US Markets Slide as Fed Signals Potential Rate Hikes Amid Inflation Concerns
Wall Street faced a significant downturn on Wednesday as the S&P 500 and Nasdaq both tumbled by over 1% following the Federal Reserve's latest policy announcement. While the central bank kept interest rates steady, a surprising hawkish shift in guidance has led traders to brace for potential rate hikes later this year.
Federal Reserve Maintains Rates but Shifts to Hawkish Stance
The Federal Reserve opted to keep interest rates unchanged in the 3.50%-3.75% range, a move that was largely anticipated by the markets. However, the underlying sentiment from the meeting sent shockwaves through investor portfolios. New quarterly projections revealed that nine central bank officials expect at least one rate hike by the end of 2026.

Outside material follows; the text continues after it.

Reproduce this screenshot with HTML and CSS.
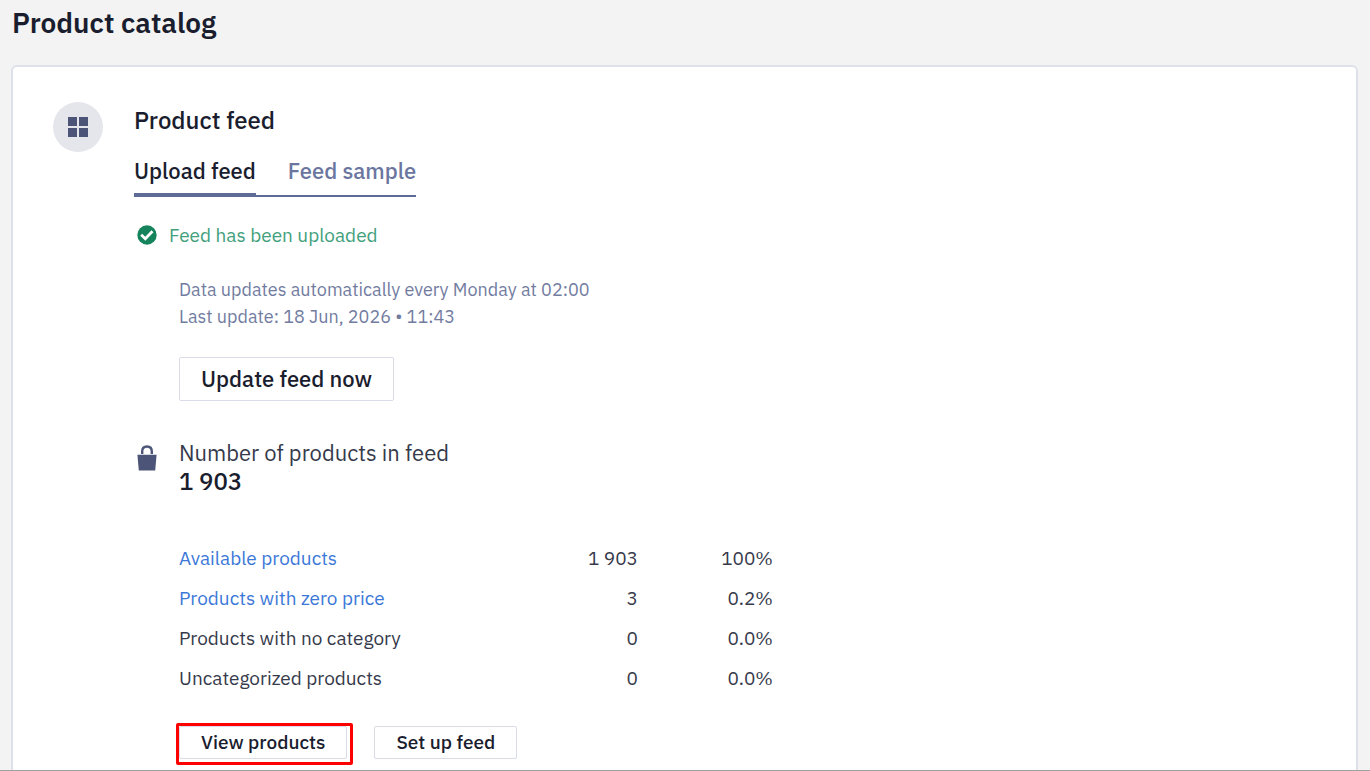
FILE: index.html
```html
<!DOCTYPE html>
<html lang="en">
<head>
<meta charset="utf-8">
<title>Product catalog</title>
<link rel="stylesheet" href="styles.css">
</head>
<body>
<h1 class="page-title">Product catalog</h1>

<main class="card">
	<div class="card-icon">
		<svg width="20" height="20" viewBox="0 0 20 20" fill="#4c5577">
			<rect x="0" y="0" width="9" height="9"/>
			<rect x="11" y="0" width="9" height="9"/>
			<rect x="0" y="11" width="9" height="9"/>
			<rect x="11" y="11" width="9" height="9"/>
		</svg>
	</div>
	<div class="card-body">
		<h2 class="card-title">Product feed</h2>
		<nav class="tabs">
			<a class="tab active" href="#upload">Upload feed</a>
			<a class="tab" href="#sample">Feed sample</a>
		</nav>

		<div class="status">
			<svg width="20" height="20" viewBox="0 0 20 20">
				<circle cx="10" cy="10" r="9.7" fill="#15835b"/>
				<path d="M4.2 9.8l4.1 3.9 7.2-7.4" fill="none" stroke="#fff" stroke-width="2.8"/>
			</svg>
			<span>Feed has been uploaded</span>
		</div>

		<div class="update">
			<p class="note">Data updates automatically every Monday at 02:00</p>
			<p class="note">Last update: 18 Jun, 2026 • 11:43</p>
			<button class="btn btn-large" type="button">Update feed now</button>
		</div>

		<div class="total">
			<svg width="20" height="26" viewBox="0 0 20 26">
				<path d="M5.2 9V6.4C5.2 3.3 7.2 1.5 10 1.5s4.8 1.8 4.8 4.9V9" fill="none" stroke="#4c5577" stroke-width="2.4"/>
				<path d="M.4 9.8h19.2l-1.4 15.8H1.8z" fill="#4c5577"/>
			</svg>
			<div>
				<p class="total-label">Number of products in feed</p>
				<p class="total-value">1 903</p>
			</div>
		</div>

		<table class="stats">
			<tr><td><a href="#available">Available products</a></td><td>1 903</td><td>100%</td></tr>
			<tr><td><a href="#zero">Products with zero price</a></td><td>3</td><td>0.2%</td></tr>
			<tr><td>Products with no category</td><td>0</td><td>0.0%</td></tr>
			<tr><td>Uncategorized products</td><td>0</td><td>0.0%</td></tr>
		</table>

		<div class="actions">
			<div class="highlight"><button class="btn" type="button">View products</button></div>
			<button class="btn" type="button">Set up feed</button>
		</div>
	</div>
</main>
</body>
</html>
```
FILE: styles.css
```css
* {
	box-sizing: border-box;
}

body {
	display: flex;
	flex-direction: column;
	min-height: 100vh;
	margin: 0;
	padding: 0 12px 0 11px;
	border-bottom: 1px solid #a0a0a0;
	background: #f3f3f3;
	color: #1a1d2e;
	font-family: "IBM Plex Sans", "Noto Sans", sans-serif;
	font-size: 19px;
}

h1, h2, p {
	margin: 0;
}

a {
	color: #3c78d8;
	text-decoration: none;
}

.page-title {
	padding: 5px 1px 24px;
	font-size: 28px;
	font-weight: 600;
	line-height: 36px;
}

.card {
	display: flex;
	flex: 1;
	gap: 31px;
	padding: 35px 40px 0;
	border: 2px solid #dfe1ea;
	border-bottom: 0;
	border-radius: 6px 6px 0 0;
	background: #fff;
}

.card-icon {
	display: flex;
	align-items: center;
	justify-content: center;
	width: 50px;
	height: 50px;
	border-radius: 50%;
	background: #e5e6ec;
}

.card-title {
	padding-top: 4px;
	font-size: 24px;
	font-weight: 500;
	line-height: 28px;
}

.tabs {
	display: inline-flex;
	gap: 32px;
	margin-top: 22px;
	border-bottom: 2px solid #5f6b97;
}

.tab {
	padding-bottom: 7px;
	color: #6b769f;
	font-size: 22px;
	font-weight: 500;
	line-height: 30px;
}

.tab.active {
	border-bottom: 2px solid #5f6b97;
	color: #1a1d2e;
}

.status {
	display: flex;
	align-items: center;
	gap: 12px;
	margin-top: 24px;
	padding-left: 3px;
	color: #42a07c;
	line-height: 28px;
}

.update {
	padding: 27px 0 0 45px;
}

.note {
	color: #727c9f;
	font-size: 18px;
	line-height: 27px;
}

.btn {
	height: 33px;
	padding: 0 21px 2px;
	border: 1px solid #d9dbe7;
	border-radius: 2px;
	background: #fff;
	color: #1a1d2e;
	font: 500 19px "IBM Plex Sans", "Noto Sans", sans-serif;
}

.btn-large {
	height: 44px;
	margin-top: 27px;
	font-size: 22px;
}

.total {
	display: flex;
	align-items: flex-start;
	gap: 22px;
	margin-top: 38px;
	padding-left: 3px;
}

.total svg {
	margin-top: 6px;
}

.total-label {
	color: #363a4b;
	font-size: 22px;
	line-height: 28px;
}

.total-value {
	font-size: 24px;
	font-weight: 500;
	line-height: 28px;
}

.stats {
	width: 594px;
	margin: 43px 0 0 45px;
	border-collapse: collapse;
	color: #363a4b;
}

.stats td {
	height: 40px;
	padding: 0;
	text-align: right;
}

.stats td:first-child {
	width: 323px;
	text-align: left;
}

.stats td:last-child {
	width: 135px;
}

.actions {
	display: flex;
	gap: 27px;
	margin: 28px 0 0 45px;
}

.highlight {
	position: relative;
}

/* red frame round the button */
.highlight::after {
	content: "";
	position: absolute;
	inset: -3px -6px -6px -3px;
	border: 3px solid #fe0000;
	border-radius: 2px;
}
```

Crucially, the Fed’s policy statement removed previous language that had hinted at the possibility of rate cuts within this year. New Fed Chair Kevin Warsh further heightened market anxiety by emphasizing the absolute necessity of taming inflation and delivering on price stability. Breaking from traditional protocol, Warsh notably declined to submit an interest-rate-path projection as part of the quarterly forecasts, leaving much of the future trajectory to speculation.
Market Reaction: Nasdaq and S&P 500 Under Pressure
The shift in sentiment immediately impacted major indices. The S&P 500 dropped by 89.59 points, or 1.19%, to close at 7,421.76. The tech-heavy Nasdaq Composite saw a steeper decline, falling 349.14 points, or 1.32%, to end at 26,027.21. Even the Dow Jones Industrial Average was not immune, sliding 499.18 points, or 0.96%, to close at 51,494.99.
Trader expectations have pivoted sharply. According to CME Group’s FedWatch tool, the probability of rates remaining steady through the end of the year plummeted from 40% on Tuesday to just 15.7%. Currently, markets are pricing in a nearly 38% chance of a 25-basis-point hike by December, while the likelihood of a more aggressive 50-basis-point hike stands at approximately 33%.
Geopolitical Volatility and Economic Data
The market volatility was further compounded by fluctuating oil prices and geopolitical uncertainty. While stocks had previously rallied on hopes of a U.S.-Iran peace deal, President Donald Trump’s subsequent comments—noting that the agreement was not final and warning that conflict could resume—caused oil prices to edge back up. This spike in energy costs remains a primary driver of inflationary pressure.
On the consumer front, preliminary data showed that U.S. retail sales increased more than expected in May. Despite rising gasoline prices, American households increased spending on cars and other vehicles, signaling a resilient but inflation-sensitive economy. In individual stock news, CME Group saw shares slip following the announcement that CEO Terry Duffy will transition to Executive Chairman on March 1, while Allbirds (now renamed Smartbird) saw a surge after pivoting toward AI.
Key Takeaways
- Hawkish Fed Pivot: Although rates remained at 3.50%-3.75%, the removal of rate-cut language and new projections suggest at least one hike could occur by 2026.
- Trader Sentiment Shift: Probability bets for steady rates through year-end crashed from 40% to 15.7%, with markets now eyeing potential hikes this December.
- Macro Pressures: Inflationary risks from oil price volatility and surprisingly strong retail sales data are complicating the Fed's path toward price stability.